## Directive
Only the number is wanted: how many lines of these entries contain the word "components"?

(Rows from a dataset of pages and code)
★ ★ ★ ★ ★ ★ ★

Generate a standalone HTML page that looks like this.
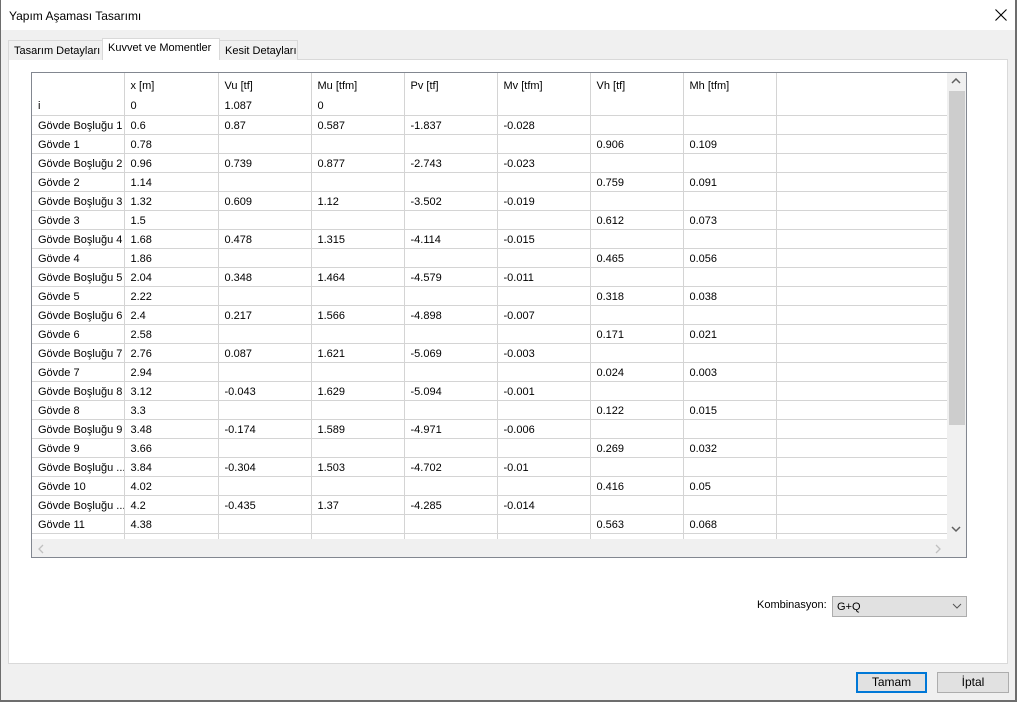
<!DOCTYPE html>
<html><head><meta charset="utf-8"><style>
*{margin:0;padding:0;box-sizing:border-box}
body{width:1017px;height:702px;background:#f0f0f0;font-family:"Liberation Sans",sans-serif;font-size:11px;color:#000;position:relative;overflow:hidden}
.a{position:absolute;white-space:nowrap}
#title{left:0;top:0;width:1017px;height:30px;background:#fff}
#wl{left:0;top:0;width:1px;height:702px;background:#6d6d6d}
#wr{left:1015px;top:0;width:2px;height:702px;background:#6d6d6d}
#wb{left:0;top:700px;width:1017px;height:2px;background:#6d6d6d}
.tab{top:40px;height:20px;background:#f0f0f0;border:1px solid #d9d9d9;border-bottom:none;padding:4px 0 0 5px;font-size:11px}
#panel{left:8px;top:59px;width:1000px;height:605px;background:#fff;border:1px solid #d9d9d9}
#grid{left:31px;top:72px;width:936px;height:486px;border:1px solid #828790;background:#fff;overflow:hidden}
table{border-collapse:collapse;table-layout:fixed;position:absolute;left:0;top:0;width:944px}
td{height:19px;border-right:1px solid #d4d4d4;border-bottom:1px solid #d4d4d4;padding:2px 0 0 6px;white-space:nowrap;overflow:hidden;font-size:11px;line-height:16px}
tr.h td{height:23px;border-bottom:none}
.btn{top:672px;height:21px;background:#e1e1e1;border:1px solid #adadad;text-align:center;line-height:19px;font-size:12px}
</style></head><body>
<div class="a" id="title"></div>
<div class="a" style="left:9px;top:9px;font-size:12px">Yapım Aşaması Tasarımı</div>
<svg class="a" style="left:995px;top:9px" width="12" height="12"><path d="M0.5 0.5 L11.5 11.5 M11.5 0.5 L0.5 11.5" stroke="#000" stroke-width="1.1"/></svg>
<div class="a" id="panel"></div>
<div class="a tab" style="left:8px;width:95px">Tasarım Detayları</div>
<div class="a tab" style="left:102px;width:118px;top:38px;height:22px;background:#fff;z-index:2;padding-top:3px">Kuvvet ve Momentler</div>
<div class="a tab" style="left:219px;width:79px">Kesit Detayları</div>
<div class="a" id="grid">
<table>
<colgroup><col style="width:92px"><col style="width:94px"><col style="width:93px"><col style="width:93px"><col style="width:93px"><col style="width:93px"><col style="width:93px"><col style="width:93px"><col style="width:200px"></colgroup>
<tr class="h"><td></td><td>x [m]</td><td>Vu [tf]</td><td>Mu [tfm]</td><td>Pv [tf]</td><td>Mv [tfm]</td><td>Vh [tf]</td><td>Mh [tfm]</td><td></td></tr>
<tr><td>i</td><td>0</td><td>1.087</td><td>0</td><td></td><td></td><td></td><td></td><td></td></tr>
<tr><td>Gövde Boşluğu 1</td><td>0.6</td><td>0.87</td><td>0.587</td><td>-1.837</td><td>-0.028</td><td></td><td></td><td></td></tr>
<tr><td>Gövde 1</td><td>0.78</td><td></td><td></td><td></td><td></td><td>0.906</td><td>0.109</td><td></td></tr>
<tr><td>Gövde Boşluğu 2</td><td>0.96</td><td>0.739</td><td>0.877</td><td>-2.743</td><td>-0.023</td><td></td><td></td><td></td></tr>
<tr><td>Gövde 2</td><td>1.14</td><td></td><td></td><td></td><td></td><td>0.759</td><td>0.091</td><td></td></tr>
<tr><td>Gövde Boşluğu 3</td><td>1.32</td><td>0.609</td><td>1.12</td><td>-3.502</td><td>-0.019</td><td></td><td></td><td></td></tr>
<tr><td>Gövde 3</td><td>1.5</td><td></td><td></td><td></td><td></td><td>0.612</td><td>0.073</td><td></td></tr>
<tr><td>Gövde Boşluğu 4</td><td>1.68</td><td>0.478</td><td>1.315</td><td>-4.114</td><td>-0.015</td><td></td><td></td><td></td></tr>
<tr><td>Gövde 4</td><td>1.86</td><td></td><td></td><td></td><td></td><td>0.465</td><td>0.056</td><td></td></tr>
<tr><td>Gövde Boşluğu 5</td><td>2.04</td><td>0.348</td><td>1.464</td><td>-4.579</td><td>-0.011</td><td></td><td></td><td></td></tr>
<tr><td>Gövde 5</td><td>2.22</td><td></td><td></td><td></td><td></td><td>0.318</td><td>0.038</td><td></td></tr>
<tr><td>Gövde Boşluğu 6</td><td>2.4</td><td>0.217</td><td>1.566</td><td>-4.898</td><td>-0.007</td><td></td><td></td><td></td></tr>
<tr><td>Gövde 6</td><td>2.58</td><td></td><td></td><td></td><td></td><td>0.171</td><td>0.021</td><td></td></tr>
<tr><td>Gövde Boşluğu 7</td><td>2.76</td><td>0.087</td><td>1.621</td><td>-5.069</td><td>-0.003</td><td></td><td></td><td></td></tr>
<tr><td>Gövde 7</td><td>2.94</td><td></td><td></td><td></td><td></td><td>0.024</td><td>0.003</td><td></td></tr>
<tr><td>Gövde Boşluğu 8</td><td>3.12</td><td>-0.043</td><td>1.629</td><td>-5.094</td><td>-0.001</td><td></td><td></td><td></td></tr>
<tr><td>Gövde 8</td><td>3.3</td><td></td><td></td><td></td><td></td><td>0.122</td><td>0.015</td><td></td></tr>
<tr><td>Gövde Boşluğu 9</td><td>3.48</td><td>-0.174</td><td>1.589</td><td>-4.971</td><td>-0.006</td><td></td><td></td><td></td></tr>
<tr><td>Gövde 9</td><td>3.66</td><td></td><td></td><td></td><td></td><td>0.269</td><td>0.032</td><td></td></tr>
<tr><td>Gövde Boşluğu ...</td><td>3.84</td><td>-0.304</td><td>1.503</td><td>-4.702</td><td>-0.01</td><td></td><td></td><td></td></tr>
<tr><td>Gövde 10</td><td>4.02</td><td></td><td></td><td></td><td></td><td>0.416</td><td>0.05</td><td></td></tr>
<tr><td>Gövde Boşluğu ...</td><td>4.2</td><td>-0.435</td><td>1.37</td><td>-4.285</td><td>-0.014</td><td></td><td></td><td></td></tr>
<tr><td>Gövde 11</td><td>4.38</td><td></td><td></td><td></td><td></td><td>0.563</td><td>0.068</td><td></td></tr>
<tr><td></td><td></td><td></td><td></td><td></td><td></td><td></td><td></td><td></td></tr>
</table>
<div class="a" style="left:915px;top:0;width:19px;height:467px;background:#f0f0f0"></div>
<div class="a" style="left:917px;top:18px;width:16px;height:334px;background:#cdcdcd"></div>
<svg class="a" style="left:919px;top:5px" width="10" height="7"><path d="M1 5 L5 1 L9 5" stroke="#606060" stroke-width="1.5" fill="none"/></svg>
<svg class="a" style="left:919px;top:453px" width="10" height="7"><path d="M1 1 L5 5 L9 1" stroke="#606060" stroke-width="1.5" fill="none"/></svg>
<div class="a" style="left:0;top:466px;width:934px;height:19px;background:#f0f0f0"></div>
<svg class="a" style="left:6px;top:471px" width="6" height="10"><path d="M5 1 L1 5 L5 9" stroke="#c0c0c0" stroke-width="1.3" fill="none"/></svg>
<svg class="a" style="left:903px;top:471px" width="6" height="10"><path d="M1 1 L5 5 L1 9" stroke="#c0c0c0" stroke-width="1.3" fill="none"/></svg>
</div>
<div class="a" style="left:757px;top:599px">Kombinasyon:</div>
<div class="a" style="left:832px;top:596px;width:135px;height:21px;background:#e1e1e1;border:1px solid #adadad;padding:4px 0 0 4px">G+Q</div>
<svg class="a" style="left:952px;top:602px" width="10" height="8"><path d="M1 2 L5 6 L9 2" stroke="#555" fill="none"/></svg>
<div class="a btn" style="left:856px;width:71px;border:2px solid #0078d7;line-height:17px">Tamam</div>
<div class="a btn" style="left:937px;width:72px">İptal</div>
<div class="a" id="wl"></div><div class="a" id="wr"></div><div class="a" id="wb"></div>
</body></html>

★ ★ ★ ★ ★ ★ ★

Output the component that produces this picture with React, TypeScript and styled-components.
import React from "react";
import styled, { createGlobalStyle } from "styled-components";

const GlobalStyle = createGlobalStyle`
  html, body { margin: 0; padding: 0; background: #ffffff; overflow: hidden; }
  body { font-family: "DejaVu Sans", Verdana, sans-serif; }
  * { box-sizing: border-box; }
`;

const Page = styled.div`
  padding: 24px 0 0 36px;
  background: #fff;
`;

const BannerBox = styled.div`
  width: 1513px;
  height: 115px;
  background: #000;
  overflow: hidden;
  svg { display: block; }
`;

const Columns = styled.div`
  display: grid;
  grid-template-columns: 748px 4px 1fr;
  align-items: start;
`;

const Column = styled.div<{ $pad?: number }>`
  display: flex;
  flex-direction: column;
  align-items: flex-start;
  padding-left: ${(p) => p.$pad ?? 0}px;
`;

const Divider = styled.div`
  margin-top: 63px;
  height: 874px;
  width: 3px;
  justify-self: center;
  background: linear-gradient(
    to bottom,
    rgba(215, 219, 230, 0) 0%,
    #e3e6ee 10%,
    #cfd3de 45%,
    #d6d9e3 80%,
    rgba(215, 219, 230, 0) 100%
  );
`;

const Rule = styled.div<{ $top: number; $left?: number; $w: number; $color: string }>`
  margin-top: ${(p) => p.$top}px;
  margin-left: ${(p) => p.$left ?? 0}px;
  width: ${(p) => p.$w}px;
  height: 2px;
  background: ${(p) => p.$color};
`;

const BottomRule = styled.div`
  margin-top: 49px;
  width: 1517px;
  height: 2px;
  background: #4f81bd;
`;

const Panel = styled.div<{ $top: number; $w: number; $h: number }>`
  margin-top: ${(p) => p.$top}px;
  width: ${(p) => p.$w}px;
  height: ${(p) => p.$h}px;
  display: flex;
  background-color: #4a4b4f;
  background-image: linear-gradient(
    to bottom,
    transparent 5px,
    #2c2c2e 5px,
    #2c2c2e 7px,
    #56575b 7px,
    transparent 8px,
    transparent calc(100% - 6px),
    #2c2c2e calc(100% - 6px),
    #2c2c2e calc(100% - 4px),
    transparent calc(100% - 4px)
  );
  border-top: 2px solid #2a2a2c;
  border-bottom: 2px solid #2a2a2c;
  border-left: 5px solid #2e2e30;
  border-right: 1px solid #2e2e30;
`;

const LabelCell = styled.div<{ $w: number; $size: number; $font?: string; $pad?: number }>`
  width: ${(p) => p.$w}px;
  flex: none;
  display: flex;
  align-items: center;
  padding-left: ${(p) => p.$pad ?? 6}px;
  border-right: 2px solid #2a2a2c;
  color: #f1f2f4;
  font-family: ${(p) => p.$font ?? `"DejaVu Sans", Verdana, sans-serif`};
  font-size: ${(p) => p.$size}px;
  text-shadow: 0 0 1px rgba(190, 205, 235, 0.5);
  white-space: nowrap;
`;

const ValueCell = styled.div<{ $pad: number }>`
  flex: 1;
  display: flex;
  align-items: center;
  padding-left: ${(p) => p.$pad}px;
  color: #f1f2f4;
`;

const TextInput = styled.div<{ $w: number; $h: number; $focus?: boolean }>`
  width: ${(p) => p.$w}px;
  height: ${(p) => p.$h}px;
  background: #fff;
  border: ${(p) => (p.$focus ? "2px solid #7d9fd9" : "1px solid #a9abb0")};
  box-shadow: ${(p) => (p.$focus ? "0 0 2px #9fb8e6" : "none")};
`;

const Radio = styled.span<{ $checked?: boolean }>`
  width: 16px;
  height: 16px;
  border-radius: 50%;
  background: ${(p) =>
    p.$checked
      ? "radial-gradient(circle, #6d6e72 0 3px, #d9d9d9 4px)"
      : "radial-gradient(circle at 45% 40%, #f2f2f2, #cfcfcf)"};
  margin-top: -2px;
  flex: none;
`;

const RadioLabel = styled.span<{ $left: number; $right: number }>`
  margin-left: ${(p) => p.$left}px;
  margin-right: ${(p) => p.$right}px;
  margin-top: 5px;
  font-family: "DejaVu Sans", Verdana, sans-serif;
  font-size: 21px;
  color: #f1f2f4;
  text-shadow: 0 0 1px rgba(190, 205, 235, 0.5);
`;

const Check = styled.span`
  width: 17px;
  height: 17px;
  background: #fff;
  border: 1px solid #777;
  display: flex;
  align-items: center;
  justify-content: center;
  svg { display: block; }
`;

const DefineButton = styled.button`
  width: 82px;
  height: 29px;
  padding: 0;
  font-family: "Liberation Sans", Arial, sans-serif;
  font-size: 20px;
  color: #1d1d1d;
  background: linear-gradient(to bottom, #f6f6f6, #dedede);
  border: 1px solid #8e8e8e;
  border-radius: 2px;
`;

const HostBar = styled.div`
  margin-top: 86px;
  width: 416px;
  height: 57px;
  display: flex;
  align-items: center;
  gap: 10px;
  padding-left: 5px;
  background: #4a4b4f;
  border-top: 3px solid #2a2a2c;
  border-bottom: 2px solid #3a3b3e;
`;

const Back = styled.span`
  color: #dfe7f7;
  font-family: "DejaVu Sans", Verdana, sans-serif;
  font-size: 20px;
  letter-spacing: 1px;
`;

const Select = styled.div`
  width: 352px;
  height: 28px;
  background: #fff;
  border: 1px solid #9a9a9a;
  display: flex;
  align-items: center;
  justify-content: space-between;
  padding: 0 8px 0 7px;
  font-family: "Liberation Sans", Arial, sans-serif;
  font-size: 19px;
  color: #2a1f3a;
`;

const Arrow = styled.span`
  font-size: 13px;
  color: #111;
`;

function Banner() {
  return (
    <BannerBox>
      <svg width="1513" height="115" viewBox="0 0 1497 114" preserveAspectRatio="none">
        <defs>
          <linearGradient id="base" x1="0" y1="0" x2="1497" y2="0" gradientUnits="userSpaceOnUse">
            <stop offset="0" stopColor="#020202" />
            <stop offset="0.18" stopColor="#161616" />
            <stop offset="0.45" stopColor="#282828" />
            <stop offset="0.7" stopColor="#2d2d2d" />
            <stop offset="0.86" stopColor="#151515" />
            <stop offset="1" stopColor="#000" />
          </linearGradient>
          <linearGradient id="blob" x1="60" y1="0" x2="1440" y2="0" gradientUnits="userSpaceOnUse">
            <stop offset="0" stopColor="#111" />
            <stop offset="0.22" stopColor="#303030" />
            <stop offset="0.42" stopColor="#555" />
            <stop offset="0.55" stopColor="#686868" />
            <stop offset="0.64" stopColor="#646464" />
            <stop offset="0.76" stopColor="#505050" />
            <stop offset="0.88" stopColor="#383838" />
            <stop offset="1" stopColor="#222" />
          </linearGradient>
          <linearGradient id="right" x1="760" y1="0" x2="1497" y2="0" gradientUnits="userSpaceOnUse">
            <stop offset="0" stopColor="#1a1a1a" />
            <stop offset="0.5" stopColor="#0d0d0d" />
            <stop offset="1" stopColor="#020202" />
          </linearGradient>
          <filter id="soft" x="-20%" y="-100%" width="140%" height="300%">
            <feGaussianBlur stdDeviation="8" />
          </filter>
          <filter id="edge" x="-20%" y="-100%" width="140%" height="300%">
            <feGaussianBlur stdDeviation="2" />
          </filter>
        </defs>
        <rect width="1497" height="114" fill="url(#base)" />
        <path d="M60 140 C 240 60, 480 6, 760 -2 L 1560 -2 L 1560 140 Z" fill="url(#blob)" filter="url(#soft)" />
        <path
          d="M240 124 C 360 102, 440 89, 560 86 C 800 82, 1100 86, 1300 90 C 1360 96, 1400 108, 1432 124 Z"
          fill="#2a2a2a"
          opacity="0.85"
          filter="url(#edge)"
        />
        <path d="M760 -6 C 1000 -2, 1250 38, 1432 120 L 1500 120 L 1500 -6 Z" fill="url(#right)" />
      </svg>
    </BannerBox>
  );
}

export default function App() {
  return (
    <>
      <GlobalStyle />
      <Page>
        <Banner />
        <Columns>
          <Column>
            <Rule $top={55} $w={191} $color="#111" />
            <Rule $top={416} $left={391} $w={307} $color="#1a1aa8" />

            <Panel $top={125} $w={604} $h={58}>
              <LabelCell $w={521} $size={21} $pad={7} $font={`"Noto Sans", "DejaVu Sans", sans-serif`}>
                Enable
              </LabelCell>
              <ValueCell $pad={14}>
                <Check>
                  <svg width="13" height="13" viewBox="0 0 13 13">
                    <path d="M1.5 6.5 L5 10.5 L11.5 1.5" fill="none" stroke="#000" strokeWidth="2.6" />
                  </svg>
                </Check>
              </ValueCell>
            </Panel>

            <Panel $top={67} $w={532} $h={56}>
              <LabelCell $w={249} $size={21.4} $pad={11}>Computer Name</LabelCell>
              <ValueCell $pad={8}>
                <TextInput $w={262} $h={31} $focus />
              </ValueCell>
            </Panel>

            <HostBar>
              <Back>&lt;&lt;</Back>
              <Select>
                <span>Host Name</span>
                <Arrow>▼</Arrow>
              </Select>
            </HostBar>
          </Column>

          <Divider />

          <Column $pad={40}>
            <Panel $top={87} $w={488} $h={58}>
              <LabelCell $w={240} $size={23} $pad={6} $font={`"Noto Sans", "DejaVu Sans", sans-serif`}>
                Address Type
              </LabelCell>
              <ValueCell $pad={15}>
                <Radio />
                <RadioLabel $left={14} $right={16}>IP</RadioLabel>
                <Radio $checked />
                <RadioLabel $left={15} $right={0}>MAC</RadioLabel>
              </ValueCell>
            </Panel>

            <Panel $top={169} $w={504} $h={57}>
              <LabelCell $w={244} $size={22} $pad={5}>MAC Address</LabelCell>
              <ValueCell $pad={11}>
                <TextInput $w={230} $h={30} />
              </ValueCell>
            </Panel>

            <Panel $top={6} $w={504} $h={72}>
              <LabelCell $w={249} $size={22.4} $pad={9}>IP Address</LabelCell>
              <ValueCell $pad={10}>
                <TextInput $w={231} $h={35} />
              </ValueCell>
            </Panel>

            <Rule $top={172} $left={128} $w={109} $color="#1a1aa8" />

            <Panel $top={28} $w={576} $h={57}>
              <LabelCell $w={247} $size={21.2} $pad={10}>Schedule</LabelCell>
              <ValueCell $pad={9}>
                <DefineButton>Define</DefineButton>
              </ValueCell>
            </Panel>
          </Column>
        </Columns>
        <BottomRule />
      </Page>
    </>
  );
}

★ ★ ★ ★ ★ ★ ★

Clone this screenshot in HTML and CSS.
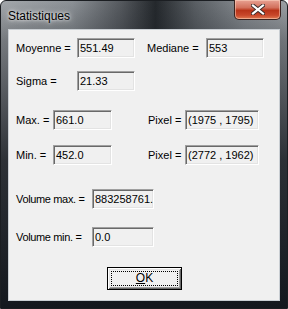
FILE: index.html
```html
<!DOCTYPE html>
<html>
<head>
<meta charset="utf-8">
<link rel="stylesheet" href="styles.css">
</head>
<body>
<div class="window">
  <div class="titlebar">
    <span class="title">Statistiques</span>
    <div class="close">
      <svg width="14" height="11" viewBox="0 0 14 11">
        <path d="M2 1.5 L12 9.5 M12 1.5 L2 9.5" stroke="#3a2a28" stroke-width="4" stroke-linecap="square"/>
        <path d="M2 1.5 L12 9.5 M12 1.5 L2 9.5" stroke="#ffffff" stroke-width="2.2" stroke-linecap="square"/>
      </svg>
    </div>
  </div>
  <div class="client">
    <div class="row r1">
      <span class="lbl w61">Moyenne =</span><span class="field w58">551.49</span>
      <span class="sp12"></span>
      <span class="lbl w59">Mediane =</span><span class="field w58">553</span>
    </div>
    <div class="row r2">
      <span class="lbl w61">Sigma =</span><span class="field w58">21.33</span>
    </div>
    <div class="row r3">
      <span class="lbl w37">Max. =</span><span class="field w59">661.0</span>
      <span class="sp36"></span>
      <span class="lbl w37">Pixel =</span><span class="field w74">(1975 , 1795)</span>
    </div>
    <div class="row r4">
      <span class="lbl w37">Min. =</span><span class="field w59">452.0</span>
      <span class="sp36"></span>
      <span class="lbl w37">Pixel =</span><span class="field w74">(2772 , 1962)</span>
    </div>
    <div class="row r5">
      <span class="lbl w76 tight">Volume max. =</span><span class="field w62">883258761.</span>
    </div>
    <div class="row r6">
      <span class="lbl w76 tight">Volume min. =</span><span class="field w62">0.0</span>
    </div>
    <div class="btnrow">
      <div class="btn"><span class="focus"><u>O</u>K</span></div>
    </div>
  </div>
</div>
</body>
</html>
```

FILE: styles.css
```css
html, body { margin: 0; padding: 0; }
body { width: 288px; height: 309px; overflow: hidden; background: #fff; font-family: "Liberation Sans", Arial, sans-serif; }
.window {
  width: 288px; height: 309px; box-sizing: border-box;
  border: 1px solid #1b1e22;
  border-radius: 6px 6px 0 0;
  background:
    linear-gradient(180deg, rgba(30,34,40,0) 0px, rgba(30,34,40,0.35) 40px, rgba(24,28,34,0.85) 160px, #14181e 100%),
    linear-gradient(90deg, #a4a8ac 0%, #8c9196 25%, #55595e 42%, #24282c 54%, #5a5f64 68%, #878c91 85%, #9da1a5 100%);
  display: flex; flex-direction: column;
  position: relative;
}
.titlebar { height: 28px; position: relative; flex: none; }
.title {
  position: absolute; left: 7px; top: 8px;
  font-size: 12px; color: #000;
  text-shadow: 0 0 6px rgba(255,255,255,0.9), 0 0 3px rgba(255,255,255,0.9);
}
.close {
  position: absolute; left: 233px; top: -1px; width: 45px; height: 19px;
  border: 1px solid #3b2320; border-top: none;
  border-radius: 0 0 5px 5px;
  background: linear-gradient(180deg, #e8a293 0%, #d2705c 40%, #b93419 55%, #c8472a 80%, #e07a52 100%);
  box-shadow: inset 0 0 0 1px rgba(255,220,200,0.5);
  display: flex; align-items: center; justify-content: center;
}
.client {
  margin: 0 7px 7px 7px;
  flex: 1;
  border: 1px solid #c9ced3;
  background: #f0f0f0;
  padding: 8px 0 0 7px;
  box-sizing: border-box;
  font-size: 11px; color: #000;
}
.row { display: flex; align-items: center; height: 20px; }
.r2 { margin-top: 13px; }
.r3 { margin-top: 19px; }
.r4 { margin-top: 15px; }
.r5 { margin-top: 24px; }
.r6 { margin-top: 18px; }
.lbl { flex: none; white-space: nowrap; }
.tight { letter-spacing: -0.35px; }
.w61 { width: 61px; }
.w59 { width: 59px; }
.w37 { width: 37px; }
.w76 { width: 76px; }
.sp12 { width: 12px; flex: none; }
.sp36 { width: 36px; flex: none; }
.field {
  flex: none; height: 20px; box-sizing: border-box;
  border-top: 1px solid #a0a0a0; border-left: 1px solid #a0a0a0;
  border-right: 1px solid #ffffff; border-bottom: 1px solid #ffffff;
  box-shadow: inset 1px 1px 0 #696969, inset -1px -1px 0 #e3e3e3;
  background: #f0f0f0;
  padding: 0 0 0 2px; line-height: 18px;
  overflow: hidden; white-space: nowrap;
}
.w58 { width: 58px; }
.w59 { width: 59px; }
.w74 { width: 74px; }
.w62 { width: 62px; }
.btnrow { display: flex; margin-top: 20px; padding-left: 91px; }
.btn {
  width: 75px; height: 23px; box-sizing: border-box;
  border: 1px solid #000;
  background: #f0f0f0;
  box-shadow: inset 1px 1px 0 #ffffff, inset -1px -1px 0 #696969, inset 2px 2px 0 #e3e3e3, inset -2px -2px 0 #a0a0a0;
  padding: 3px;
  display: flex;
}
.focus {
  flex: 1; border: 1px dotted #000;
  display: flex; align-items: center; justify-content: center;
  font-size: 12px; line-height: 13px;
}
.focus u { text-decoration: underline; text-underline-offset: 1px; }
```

★ ★ ★ ★ ★ ★ ★

## Written answer
2